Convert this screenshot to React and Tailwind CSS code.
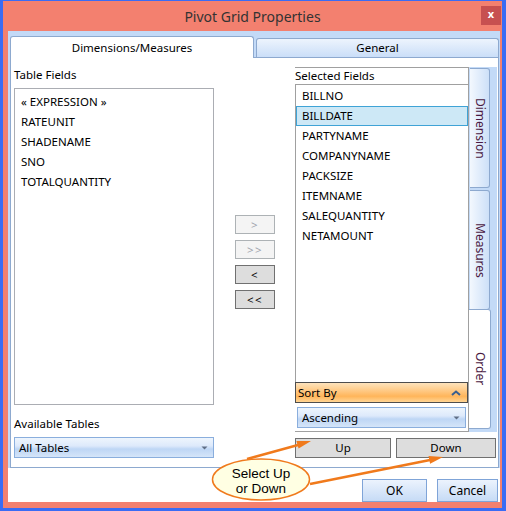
import React from "react";

const tableFields = ["« EXPRESSION »", "RATEUNIT", "SHADENAME", "SNO", "TOTALQUANTITY"];
const selectedFields = ["BILLNO", "BILLDATE", "PARTYNAME", "COMPANYNAME", "PACKSIZE", "ITEMNAME", "SALEQUANTITY", "NETAMOUNT"];

function ComboArrow() {
  return (
    <svg width="7" height="4" viewBox="0 0 7 4" className="shrink-0">
      <path d="M0.5 0.5 L6.5 0.5 L3.5 3.5 Z" fill="#5F6E86" />
    </svg>
  );
}

function Combo({ label, className }) {
  return (
    <div className={`flex h-[21px] items-center justify-between border border-[#8AAEDD] bg-[linear-gradient(to_bottom,#eef5fd_0%,#dde9fb_42%,#bed6f5_58%,#d5e5f9_100%)] pl-[4px] pr-[5px] ${className}`}>
      <span>{label}</span>
      <ComboArrow />
    </div>
  );
}

function SideButton({ label, enabled }) {
  return enabled ? (
    <div className="flex h-[19px] w-[40px] items-center justify-center border border-[#707070] bg-[#DDDDDD] tracking-[1.5px] text-black">{label}</div>
  ) : (
    <div className="flex h-[19px] w-[40px] items-center justify-center border border-[#ADB2B5] bg-[#F4F4F4] tracking-[1.5px] text-[#9DA3AC]">{label}</div>
  );
}

function VTab({ label, selected, className }) {
  return (
    <div
      className={`flex h-[120px] items-center justify-center rounded-r-[3px] border border-l-0 border-[#8DA9CF] ${selected ? "w-[22px] bg-white" : "ml-px w-[20px] bg-[linear-gradient(to_right,#f3f8fe,#cde0f8)]"} ${className}`}
    >
      <span className="text-[12px] text-[#4A1942] [writing-mode:vertical-rl]">{label}</span>
    </div>
  );
}

export default function App() {
  return (
    <div className="relative h-[511px] w-[506px] overflow-hidden bg-[#3A6CF4] pb-[3px] pl-[3px] pr-[4px] pt-px font-['Noto_Sans',sans-serif] text-[11.5px] text-black">
      <div className="flex h-full flex-col bg-[#F3806F]">
        {/* title bar */}
        <div className="flex h-[30px] shrink-0">
          <div className="w-[21px]" />
          <div className="flex flex-1 items-center justify-center text-[14px] text-[#333]">Pivot Grid Properties</div>
          <div className="mr-[1px] mt-[5px] flex h-[19px] w-[20px] items-center justify-center bg-[#C75050] pb-[2px] text-[11px] font-bold text-white">x</div>
        </div>

        {/* client */}
        <div className="mb-[6px] ml-[5px] mr-[2px] flex flex-1 flex-col bg-white">
          <div className="flex h-[437px] flex-col bg-[#C3DAF7] pl-[2px] pr-px pt-[5px]">
            <div className="flex h-[21px] items-end gap-[2px]">
              <div className="relative z-10 -mb-px flex h-[22px] w-[244px] items-center justify-center rounded-t-[3px] border border-b-0 border-[#8DA9CF] bg-white">Dimensions/Measures</div>
              <div className="flex h-[19px] flex-1 items-center justify-center rounded-t-[3px] border border-b-0 border-[#8DA9CF] bg-[linear-gradient(to_bottom,#edf4fd,#cadef8)]">General</div>
            </div>

            <div className="flex flex-1 border border-[#8DA9CF] bg-white">
              {/* left column */}
              <div className="ml-[3px] flex w-[200px] flex-col">
                <div className="mt-[9px] h-[16px] leading-[16px]">Table Fields</div>
                <div className="mt-[5px] h-[317px] border border-[#ABADB3] pl-[6px] pt-[3px]">
                  {tableFields.map((f) => (
                    <div key={f} className="h-[20px] leading-[20px]">{f}</div>
                  ))}
                </div>
                <div className="mt-[11px] h-[16px] leading-[16px]">Available Tables</div>
                <Combo label="All Tables" className="mt-[5px] h-[20px]" />
              </div>

              {/* move buttons */}
              <div className="flex w-[81px] flex-col gap-[6px] pl-[21px] pt-[157px]">
                <SideButton label=">" />
                <SideButton label=">>" />
                <SideButton label="<" enabled />
                <SideButton label="<<" enabled />
              </div>

              {/* right column */}
              <div className="mt-[9px] flex w-[202px] flex-col">
                <div className="flex h-[365px]">
                  <div className="flex w-[174px] flex-col border-b border-r border-t border-[#A0A0A0]">
                    <div className="h-[16px] leading-[16px]">Selected Fields</div>
                    <div className="h-[298px] border-l border-t border-[#A0A0A0] pt-px">
                      {selectedFields.map((f) => (
                        <div
                          key={f}
                          className={`h-[20px] border pl-[5px] leading-[18px] ${f === "BILLDATE" ? "border-[#3FA3D6] bg-[#CDE8F6]" : "border-transparent"}`}
                        >
                          {f}
                        </div>
                      ))}
                    </div>
                    <div className="flex h-[21px] items-center justify-between border border-[#4D4D4D] bg-[linear-gradient(to_bottom,#fde3bc_0%,#ffc67e_45%,#ffb55a_70%,#ffd595_100%)] pl-[2px] pr-[6px]">
                      <span>Sort By</span>
                      <svg width="10" height="6" viewBox="0 0 10 6">
                        <path d="M1 5 L5 1.5 L9 5" fill="none" stroke="#3A5F8F" strokeWidth="2" />
                      </svg>
                    </div>
                    <div className="h-[28px] px-[2px] pt-[4px]">
                      <Combo label="Ascending" />
                    </div>
                  </div>
                  <div className="flex w-[28px] flex-col bg-[#C3DAF7] pt-px">
                    <VTab label="Dimension" />
                    <VTab label="Measures" className="mt-[2px]" />
                    <VTab label="Order" selected className="-mt-px" />
                  </div>
                </div>
                <div className="mt-[6px] flex h-[20px] gap-[5px]">
                  <div className="flex w-[96px] items-center justify-center border border-[#707070] bg-[#DDDDDD]">Up</div>
                  <div className="flex w-[100px] items-center justify-center border border-[#707070] bg-[#DDDDDD]">Down</div>
                </div>
              </div>
            </div>
          </div>

          <div className="flex justify-end gap-[10px] pr-[2px] pt-[11px]">
            <div className="flex h-[23px] w-[65px] items-center justify-center border border-[#7FA4D8] bg-[linear-gradient(to_bottom,#ecf3fd,#c6dbf6)] text-[12px]">OK</div>
            <div className="flex h-[23px] w-[61px] items-center justify-center border border-[#7FA4D8] bg-[linear-gradient(to_bottom,#ecf3fd,#c6dbf6)] text-[12px]">Cancel</div>
          </div>
        </div>
      </div>

      {/* callout annotation */}
      <svg className="pointer-events-none absolute left-0 top-0" width="506" height="511" viewBox="0 0 506 511">
        <line x1="247" y1="459" x2="298" y2="445" stroke="#F07A1C" strokeWidth="2.5" />
        <polygon points="311,441 298.6,448.6 296.4,441" fill="#F07A1C" />
        <line x1="310" y1="484" x2="430" y2="460" stroke="#F07A1C" strokeWidth="2.5" />
        <polygon points="443,457 430.1,463.7 428.5,455.9" fill="#F07A1C" />
        <ellipse cx="261" cy="479.5" rx="48.5" ry="20.5" fill="#FFFFE3" stroke="#F07A1C" strokeWidth="1.5" />
      </svg>
      <div className="pointer-events-none absolute left-[212px] top-[466px] w-[98px] text-center font-['Liberation_Sans',Arial,sans-serif] text-[13.5px] leading-[15px] text-black">
        Select Up
        <br />
        or Down
      </div>
    </div>
  );
}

■ Aim of the exercise
Write out the whole listing exactly, and drop the pictures.

■ Task answer
Convert this screenshot to React and Tailwind CSS code.
import React from "react";

const tableFields = ["« EXPRESSION »", "RATEUNIT", "SHADENAME", "SNO", "TOTALQUANTITY"];
const selectedFields = ["BILLNO", "BILLDATE", "PARTYNAME", "COMPANYNAME", "PACKSIZE", "ITEMNAME", "SALEQUANTITY", "NETAMOUNT"];

function ComboArrow() {
  return (
    <svg width="7" height="4" viewBox="0 0 7 4" className="shrink-0">
      <path d="M0.5 0.5 L6.5 0.5 L3.5 3.5 Z" fill="#5F6E86" />
    </svg>
  );
}

function Combo({ label, className }) {
  return (
    <div className={`flex h-[21px] items-center justify-between border border-[#8AAEDD] bg-[linear-gradient(to_bottom,#eef5fd_0%,#dde9fb_42%,#bed6f5_58%,#d5e5f9_100%)] pl-[4px] pr-[5px] ${className}`}>
      <span>{label}</span>
      <ComboArrow />
    </div>
  );
}

function SideButton({ label, enabled }) {
  return enabled ? (
    <div className="flex h-[19px] w-[40px] items-center justify-center border border-[#707070] bg-[#DDDDDD] tracking-[1.5px] text-black">{label}</div>
  ) : (
    <div className="flex h-[19px] w-[40px] items-center justify-center border border-[#ADB2B5] bg-[#F4F4F4] tracking-[1.5px] text-[#9DA3AC]">{label}</div>
  );
}

function VTab({ label, selected, className }) {
  return (
    <div
      className={`flex h-[120px] items-center justify-center rounded-r-[3px] border border-l-0 border-[#8DA9CF] ${selected ? "w-[22px] bg-white" : "ml-px w-[20px] bg-[linear-gradient(to_right,#f3f8fe,#cde0f8)]"} ${className}`}
    >
      <span className="text-[12px] text-[#4A1942] [writing-mode:vertical-rl]">{label}</span>
    </div>
  );
}

export default function App() {
  return (
    <div className="relative h-[511px] w-[506px] overflow-hidden bg-[#3A6CF4] pb-[3px] pl-[3px] pr-[4px] pt-px font-['Noto_Sans',sans-serif] text-[11.5px] text-black">
      <div className="flex h-full flex-col bg-[#F3806F]">
        {/* title bar */}
        <div className="flex h-[30px] shrink-0">
          <div className="w-[21px]" />
          <div className="flex flex-1 items-center justify-center text-[14px] text-[#333]">Pivot Grid Properties</div>
          <div className="mr-[1px] mt-[5px] flex h-[19px] w-[20px] items-center justify-center bg-[#C75050] pb-[2px] text-[11px] font-bold text-white">x</div>
        </div>

        {/* client */}
        <div className="mb-[6px] ml-[5px] mr-[2px] flex flex-1 flex-col bg-white">
          <div className="flex h-[437px] flex-col bg-[#C3DAF7] pl-[2px] pr-px pt-[5px]">
            <div className="flex h-[21px] items-end gap-[2px]">
              <div className="relative z-10 -mb-px flex h-[22px] w-[244px] items-center justify-center rounded-t-[3px] border border-b-0 border-[#8DA9CF] bg-white">Dimensions/Measures</div>
              <div className="flex h-[19px] flex-1 items-center justify-center rounded-t-[3px] border border-b-0 border-[#8DA9CF] bg-[linear-gradient(to_bottom,#edf4fd,#cadef8)]">General</div>
            </div>

            <div className="flex flex-1 border border-[#8DA9CF] bg-white">
              {/* left column */}
              <div className="ml-[3px] flex w-[200px] flex-col">
                <div className="mt-[9px] h-[16px] leading-[16px]">Table Fields</div>
                <div className="mt-[5px] h-[317px] border border-[#ABADB3] pl-[6px] pt-[3px]">
                  {tableFields.map((f) => (
                    <div key={f} className="h-[20px] leading-[20px]">{f}</div>
                  ))}
                </div>
                <div className="mt-[11px] h-[16px] leading-[16px]">Available Tables</div>
                <Combo label="All Tables" className="mt-[5px] h-[20px]" />
              </div>

              {/* move buttons */}
              <div className="flex w-[81px] flex-col gap-[6px] pl-[21px] pt-[157px]">
                <SideButton label=">" />
                <SideButton label=">>" />
                <SideButton label="<" enabled />
                <SideButton label="<<" enabled />
              </div>

              {/* right column */}
              <div className="mt-[9px] flex w-[202px] flex-col">
                <div className="flex h-[365px]">
                  <div className="flex w-[174px] flex-col border-b border-r border-t border-[#A0A0A0]">
                    <div className="h-[16px] leading-[16px]">Selected Fields</div>
                    <div className="h-[298px] border-l border-t border-[#A0A0A0] pt-px">
                      {selectedFields.map((f) => (
                        <div
                          key={f}
                          className={`h-[20px] border pl-[5px] leading-[18px] ${f === "BILLDATE" ? "border-[#3FA3D6] bg-[#CDE8F6]" : "border-transparent"}`}
                        >
                          {f}
                        </div>
                      ))}
                    </div>
                    <div className="flex h-[21px] items-center justify-between border border-[#4D4D4D] bg-[linear-gradient(to_bottom,#fde3bc_0%,#ffc67e_45%,#ffb55a_70%,#ffd595_100%)] pl-[2px] pr-[6px]">
                      <span>Sort By</span>
                      <svg width="10" height="6" viewBox="0 0 10 6">
                        <path d="M1 5 L5 1.5 L9 5" fill="none" stroke="#3A5F8F" strokeWidth="2" />
                      </svg>
                    </div>
                    <div className="h-[28px] px-[2px] pt-[4px]">
                      <Combo label="Ascending" />
                    </div>
                  </div>
                  <div className="flex w-[28px] flex-col bg-[#C3DAF7] pt-px">
                    <VTab label="Dimension" />
                    <VTab label="Measures" className="mt-[2px]" />
                    <VTab label="Order" selected className="-mt-px" />
                  </div>
                </div>
                <div className="mt-[6px] flex h-[20px] gap-[5px]">
                  <div className="flex w-[96px] items-center justify-center border border-[#707070] bg-[#DDDDDD]">Up</div>
                  <div className="flex w-[100px] items-center justify-center border border-[#707070] bg-[#DDDDDD]">Down</div>
                </div>
              </div>
            </div>
          </div>

          <div className="flex justify-end gap-[10px] pr-[2px] pt-[11px]">
            <div className="flex h-[23px] w-[65px] items-center justify-center border border-[#7FA4D8] bg-[linear-gradient(to_bottom,#ecf3fd,#c6dbf6)] text-[12px]">OK</div>
            <div className="flex h-[23px] w-[61px] items-center justify-center border border-[#7FA4D8] bg-[linear-gradient(to_bottom,#ecf3fd,#c6dbf6)] text-[12px]">Cancel</div>
          </div>
        </div>
      </div>

      {/* callout annotation */}
      <svg className="pointer-events-none absolute left-0 top-0" width="506" height="511" viewBox="0 0 506 511">
        <line x1="247" y1="459" x2="298" y2="445" stroke="#F07A1C" strokeWidth="2.5" />
        <polygon points="311,441 298.6,448.6 296.4,441" fill="#F07A1C" />
        <line x1="310" y1="484" x2="430" y2="460" stroke="#F07A1C" strokeWidth="2.5" />
        <polygon points="443,457 430.1,463.7 428.5,455.9" fill="#F07A1C" />
        <ellipse cx="261" cy="479.5" rx="48.5" ry="20.5" fill="#FFFFE3" stroke="#F07A1C" strokeWidth="1.5" />
      </svg>
      <div className="pointer-events-none absolute left-[212px] top-[466px] w-[98px] text-center font-['Liberation_Sans',Arial,sans-serif] text-[13.5px] leading-[15px] text-black">
        Select Up
        <br />
        or Down
      </div>
    </div>
  );
}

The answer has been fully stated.